Young adults say 2012 election will have significant impact on future
By Kim Walter
Northern Shenandoah Valley first time voters told the Daily on Tuesday that they had done their homework before entering the voting booth to cast their ballot on Tuesday.
"My mom told me what to expect, and not to worry, but it was kind of nerve-racking actually waiting in line, getting closer and closer to casting my vote," said Siaura Saville, 19, of Strasburg. Saville is a sophomore at Shenandoah University, and plays volleyball for the school while also majoring in kinesiology. She came home on Tuesday afternoon to exercise her right to vote for the very first time.
"I watched all the presidential debates, and in my classes there was a lot of discussion on why we should vote, what issues to pay attention to, and if you should vote if you don't really have a preference," she said. "Personally, I feel strongly about my beliefs, so I didn't have any outside influences when it came to my decision."
Saville knew from the beginning that she would vote, but admitted that a good amount of her friends didn't seem to have the same passion.
"I've heard a lot of them say they aren't voting. They don't know enough about the issues, or they just don't like either of the candidates," she said. "That's fine with me, as long as they don't complain."
As she and her family have lived in Strasburg her whole life, Saville noted that the local elections were just as important to her.
"These are the people and decisions that will directly effect us," she said. "But I'll always vote in big elections and local ones ... it doesn't matter, I'll vote."
The actual process of voting wasn't complicated at all, Saville said, especially with the electronic touch screen machines.
"I thought that would be the confusing part, but it was just click, click and you're done," she said.
While voters at Strasburg High School were given the choice to vote electronically or by paper, those voting in Warren County at Warren County High School could only use the touch screen method.
Sam Eshelman, 19, of Warren County didn't have a problem with the lack of options.
"I mean, my generation has grown up with touch screens and basically computers in our pockets, so it shouldn't be a problem," he said before walking into the polling location on Tuesday afternoon.
Eshelman, a sophomore at Lord Fairfax Community College, said he hopes to have a career involving history and political science, and admitted he regularly kept up with the political campaigns. He watched all debates - between presidential and vice presidential candidates - and felt they covered most of the country's top issues.

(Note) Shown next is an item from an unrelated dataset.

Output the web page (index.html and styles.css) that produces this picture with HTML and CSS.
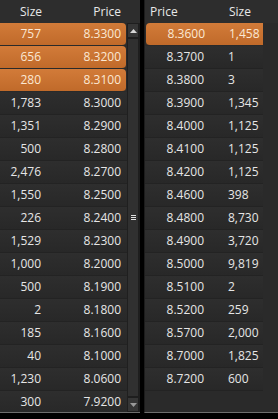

"Obamacare, foreign affairs, debt ... but for me the number one key issue is the economy," he said. When it comes to how he voted, Eshelman said he goes with how he feels, not what others tell him to do.
"My parents have always let me make my own decisions. I'll always be allowed to vote for whoever I want," he said. "My mom is really just excited that I'm voting."
And Eshelman said exercising his right to vote is vital, as one vote can make all the difference.
"This is our future. We aren't just voting for a person, but we're voting for what they decide, what laws and acts they pass ... it all affects us, and not just for the four years the guy's in office," he said. "If you don't vote, it's not like these laws and policies won't affect you."
Two first time voters in Strasburg had an extra reason to consider the future when they voted at Strasburg High School on Tuesday afternoon.
"We've got a boy on the way, and we're worried about his education," said 18-year-old Mike MacCue, motioning toward his girlfriend, Brittany Spiesman, also 18.
"This kind of defines our future," Spiesman said of the election. "We're voting for our child's future now."
MacCue said the election was discussed daily in his government class, and he said he appreciated it as it helped him become well informed.
"Tax cuts, health care, how the candidates handle all these things ... it was good, I learned a lot," he said.
The couple admitted that even though they were confident in their votes, they didn't feel the need to broadcast opinions to others, including family members.
"My family out in Kansas want to vote for the complete opposite people we're voting for ... we just keep our thoughts to ourselves," said Spiesman. "We know who we're voting for, there's no need to argue about it."
MacCue said voting was important for all age groups, even kids too young to cast a vote that counts.
"It's important for them to go with their parents, just to see the process and get an understanding of why something like this is important," he said. "I even had to talk with my friends every day, just to get the point across that every vote matters. If you can vote, then you should."